Karl Corino

Der deutsch-deutsche Kultur-Agent

Karl Corino
Karl Corino © Burkhard Riegels, Art-Temtpo
Karl Corino im Gespräch mit Ulrike Timm · 03.02.2017
Als "dichtenden Bauernsohn" bezeichnet sich Karl Corino, was schlüssig ist, denn Corino schreibt Gedichte und sein Vater war Landwirt in einem mittelfränkischen Dorf. Doch er könnte sich auch als Journalist, Literaturkritiker, Biograf oder Detektiv vorstellen.
Karl Corino könnte sich auch als Detektiv vorstellen, denn Corino hat den Fälscher Berndt Wessling überführt, dem DDR-Schriftsteller Hermann Kant seine Dienste als Stasi-Spitzel nachgewiesen und den Lebenslauf Stephan Hermlins rekonstruiert.
Doch seine Herkunft streift man nicht so leicht ab, erzählt Karl Corino. "Wenn eine Familie über Jahrhunderte auf einer Scholle gesessen hat, geht das nicht ohne Auswirkung auf die Genetik sozusagen. Und ich muss gestehen, dass meine Weltsicht und meine Metaphorik bis zum heutigen Tag stark von dieser Kindheit geprägt ist. Meiner Frau geht das manchmal auf die Nerven, aber ich kann es leider nicht ändern." Vorteil: Er kann auch heute noch eine Kuh melken, Milch und Käse produzieren.
Bekannt geworden ist der inzwischen 75jährige Literaturwissenschaftler den Hörern des Hessischen Rundfunks durch seine Magazinsendung "Transit", die von 1973 bis Ende 1990 einmal im Monat eine Stunde lang aus dem Kulturleben in der DDR berichtete. Corino reiste häufig in die DDR, um Schriftsteller, Musiker, Regisseure und Bildende Künstler zu interviewen. Dabei war er nie unbeobachtet, immer war ihm die Staatssicherheit auf den Fersen. Sie folgte ihm sogar bis in den Hessischen Rundfunk hinein, wie er später aus den Akten erfuhr.

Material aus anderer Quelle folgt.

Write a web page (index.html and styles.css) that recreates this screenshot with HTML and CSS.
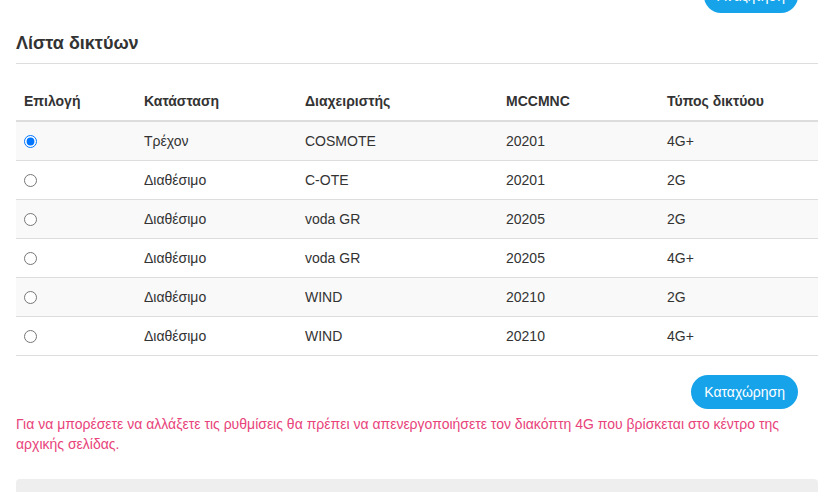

"Das habe ich damals alles nicht geahnt. Ich wurde, wenn ich in die DDR einreiste, mit dem Dienstwagen ab Eisenach von sechs Autos der Stasi verfolgt, die sich in Stafetten ablösten, so dass ich das nicht gemerkt habe. In Leipzig wurde ich durch Fuß-Stafetten verfolgt. Meine möblierten Zimmer, die ich damals hatte, wurden verwanzt, und - das war das Größte -, die Stasi hat versucht, zwei Spitzel bei mir im Hessischen Rundfunk zu platzieren, zunächst einen Mann und dann eine Frau. Aber ich bin Gott sei Dank sehr wachsam gewesen und habe die beiden abblitzen lassen."
Karl Corinos über 2000seitige Biographie des österreichischen Schriftstellers Robert Musil gilt als Meisterwerk. Eine Arbeit, auf die er mehrere Jahrzehnte verwandt hat. Woher hat Karl Corino die Energie, die Disziplin, das Durchhaltevermögen für so eine Mammutaufgabe?
"Meine Mutter sagte, ich hätte schon als kleines Kind immer das Würzelchen wissen wollen.Und mein Vater ist auf dörfliche Ebene jemand gewesen, der Fälschungen aufgedeckt hat. Das ist eine andere Seite meiner Tätigkeit gewesen. Ich habe auch ein dickes Buch über Fälschungen gemacht und deswegen einen Prozess mit einem Fälscher gehabt. Also dieses auf-den- Grund-gehen, das habe ich anscheinend vom Anfang an mitgebracht, und das ist irgendwann wie der Ritt auf dem Tiger, Sie müssen einfach durchhalten bis zum Ende. Sie können nicht vorher absteigen. Die Versuchung ist manchmal da gewesen, alles hinzuschmeißen, wenn man erlebt hat, dass man um die Ergebnisse von jahrelanger Forschung bestohlen wird von irgendeinem Vertrauten, dann sagt man sich schon: ‚Verdammt noch mal , die sollen ihren Dreck alleine machen!‘. Aber es hat dann doch immer der Verstand gesiegt und und der Durchhaltewillen, und so sind dann halt letztlich mehrere tausend Seiten über Herrn Musil zustande gekommen."